To be done: Will you output all of the data below exactly, omitting the images?

Data excerpt:
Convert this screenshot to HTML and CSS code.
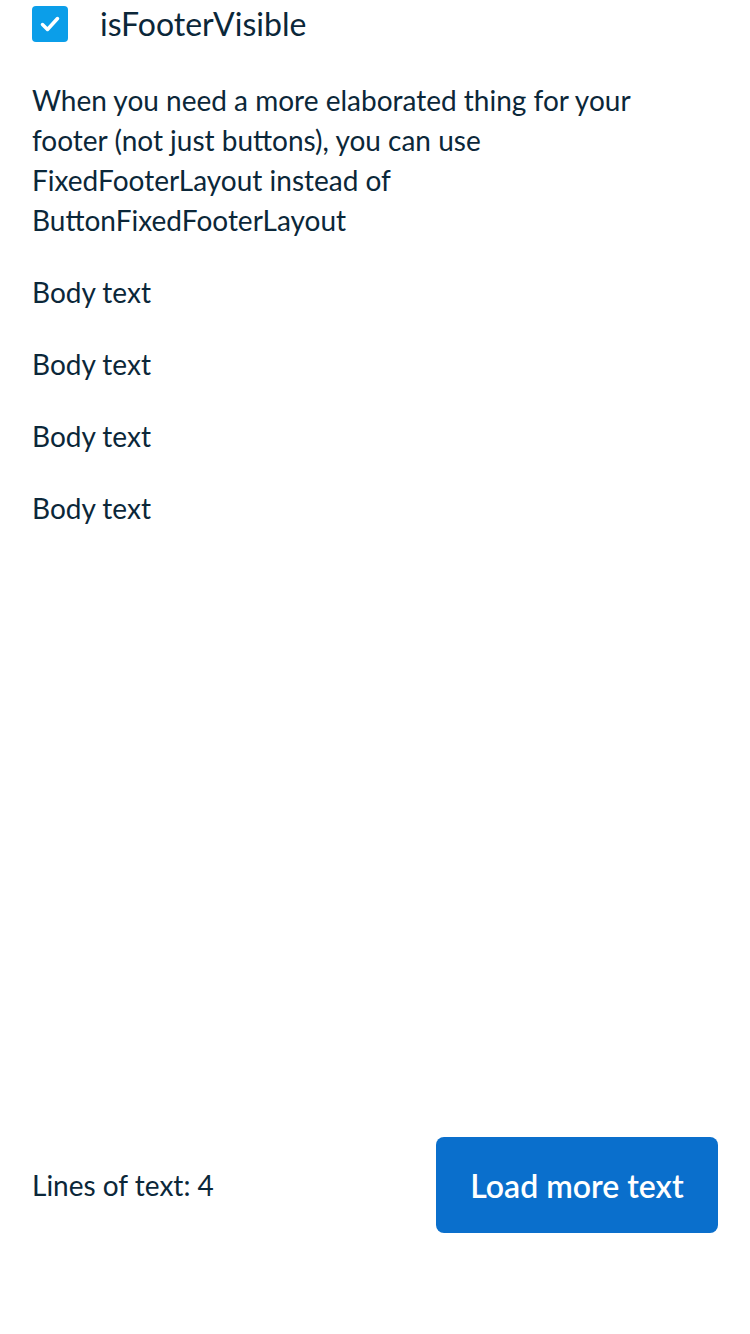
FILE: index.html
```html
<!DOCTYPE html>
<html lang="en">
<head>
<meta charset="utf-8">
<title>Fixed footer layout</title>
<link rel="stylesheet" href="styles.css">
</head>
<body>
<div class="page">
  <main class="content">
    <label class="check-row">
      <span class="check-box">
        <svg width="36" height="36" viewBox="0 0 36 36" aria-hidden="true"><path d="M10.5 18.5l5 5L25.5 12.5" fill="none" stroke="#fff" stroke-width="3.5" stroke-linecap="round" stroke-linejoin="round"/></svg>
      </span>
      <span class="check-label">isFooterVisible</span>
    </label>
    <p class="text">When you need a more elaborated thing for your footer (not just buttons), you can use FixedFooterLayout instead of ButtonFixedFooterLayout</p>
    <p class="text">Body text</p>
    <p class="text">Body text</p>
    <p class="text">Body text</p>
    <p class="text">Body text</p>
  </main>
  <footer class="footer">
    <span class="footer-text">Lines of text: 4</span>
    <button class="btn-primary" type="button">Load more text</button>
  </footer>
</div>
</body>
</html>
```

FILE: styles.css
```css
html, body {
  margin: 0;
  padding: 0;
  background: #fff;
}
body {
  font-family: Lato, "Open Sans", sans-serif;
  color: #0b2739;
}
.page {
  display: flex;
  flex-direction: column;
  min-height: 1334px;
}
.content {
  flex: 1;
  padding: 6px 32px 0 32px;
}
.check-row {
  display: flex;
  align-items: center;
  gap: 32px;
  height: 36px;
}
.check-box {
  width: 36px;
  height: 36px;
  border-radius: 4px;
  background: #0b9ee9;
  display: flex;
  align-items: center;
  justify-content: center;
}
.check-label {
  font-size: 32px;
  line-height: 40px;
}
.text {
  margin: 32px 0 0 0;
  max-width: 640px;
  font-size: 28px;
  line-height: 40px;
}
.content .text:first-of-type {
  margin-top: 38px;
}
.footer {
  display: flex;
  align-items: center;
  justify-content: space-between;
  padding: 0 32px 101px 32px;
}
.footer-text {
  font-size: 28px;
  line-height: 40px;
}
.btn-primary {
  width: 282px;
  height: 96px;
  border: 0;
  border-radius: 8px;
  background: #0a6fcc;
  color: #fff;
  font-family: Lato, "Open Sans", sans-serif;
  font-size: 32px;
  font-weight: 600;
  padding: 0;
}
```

Complete response:
Convert this screenshot to HTML and CSS code.
FILE: index.html
```html
<!DOCTYPE html>
<html lang="en">
<head>
<meta charset="utf-8">
<title>Fixed footer layout</title>
<link rel="stylesheet" href="styles.css">
</head>
<body>
<div class="page">
  <main class="content">
    <label class="check-row">
      <span class="check-box">
        <svg width="36" height="36" viewBox="0 0 36 36" aria-hidden="true"><path d="M10.5 18.5l5 5L25.5 12.5" fill="none" stroke="#fff" stroke-width="3.5" stroke-linecap="round" stroke-linejoin="round"/></svg>
      </span>
      <span class="check-label">isFooterVisible</span>
    </label>
    <p class="text">When you need a more elaborated thing for your footer (not just buttons), you can use FixedFooterLayout instead of ButtonFixedFooterLayout</p>
    <p class="text">Body text</p>
    <p class="text">Body text</p>
    <p class="text">Body text</p>
    <p class="text">Body text</p>
  </main>
  <footer class="footer">
    <span class="footer-text">Lines of text: 4</span>
    <button class="btn-primary" type="button">Load more text</button>
  </footer>
</div>
</body>
</html>
```

FILE: styles.css
```css
html, body {
  margin: 0;
  padding: 0;
  background: #fff;
}
body {
  font-family: Lato, "Open Sans", sans-serif;
  color: #0b2739;
}
.page {
  display: flex;
  flex-direction: column;
  min-height: 1334px;
}
.content {
  flex: 1;
  padding: 6px 32px 0 32px;
}
.check-row {
  display: flex;
  align-items: center;
  gap: 32px;
  height: 36px;
}
.check-box {
  width: 36px;
  height: 36px;
  border-radius: 4px;
  background: #0b9ee9;
  display: flex;
  align-items: center;
  justify-content: center;
}
.check-label {
  font-size: 32px;
  line-height: 40px;
}
.text {
  margin: 32px 0 0 0;
  max-width: 640px;
  font-size: 28px;
  line-height: 40px;
}
.content .text:first-of-type {
  margin-top: 38px;
}
.footer {
  display: flex;
  align-items: center;
  justify-content: space-between;
  padding: 0 32px 101px 32px;
}
.footer-text {
  font-size: 28px;
  line-height: 40px;
}
.btn-primary {
  width: 282px;
  height: 96px;
  border: 0;
  border-radius: 8px;
  background: #0a6fcc;
  color: #fff;
  font-family: Lato, "Open Sans", sans-serif;
  font-size: 32px;
  font-weight: 600;
  padding: 0;
}
```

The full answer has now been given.